Re: Optimizer failure on update w/integer column

From
nolan@celery.tssi.com
Date:
> What exactly are you defining as "the first time" --- the first time
> after creating a fresh index?  What percentage of table tuples actually
> get updated in each command?  I'm wondering if maybe it's just a matter
> of the first time not incurring very many btree page splits while the
> later runs incur lots.  But that theory seems weak as well.

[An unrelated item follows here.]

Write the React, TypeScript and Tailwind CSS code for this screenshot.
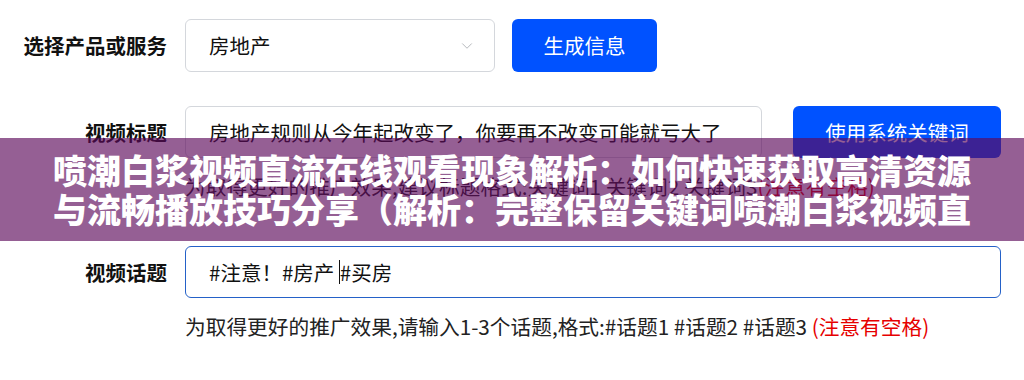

I created the index, ran the update, ran it again, etc.  No other changes
are being made to the data in between consecutive update runs, but every
row is being updated on each pass.

I'm thinking this is related to how the index tracks updated rows
for concurrency, because even though disk space for the table grows
with each update run, the execution times remain similar without an
index on the table.

The performance tips in the docs seem to indicate that performance problems
can occur when indexed columns are updated, but in this case I'm not
updating an indexed column.

> > Can I do anything further to help track this down?
>
> Perhaps rebuild the backend with profiling enabled and get a runtime
> profile in both the faster and slower cases?

I'll see if I can transfer the data over to my prototyping system and
if it exhibits the same behavior then I can try profiling.  I'll try
playing around with it later this week, and also will see if doing a
vacuum in betwen runs has any impact.
--
Mike Nolan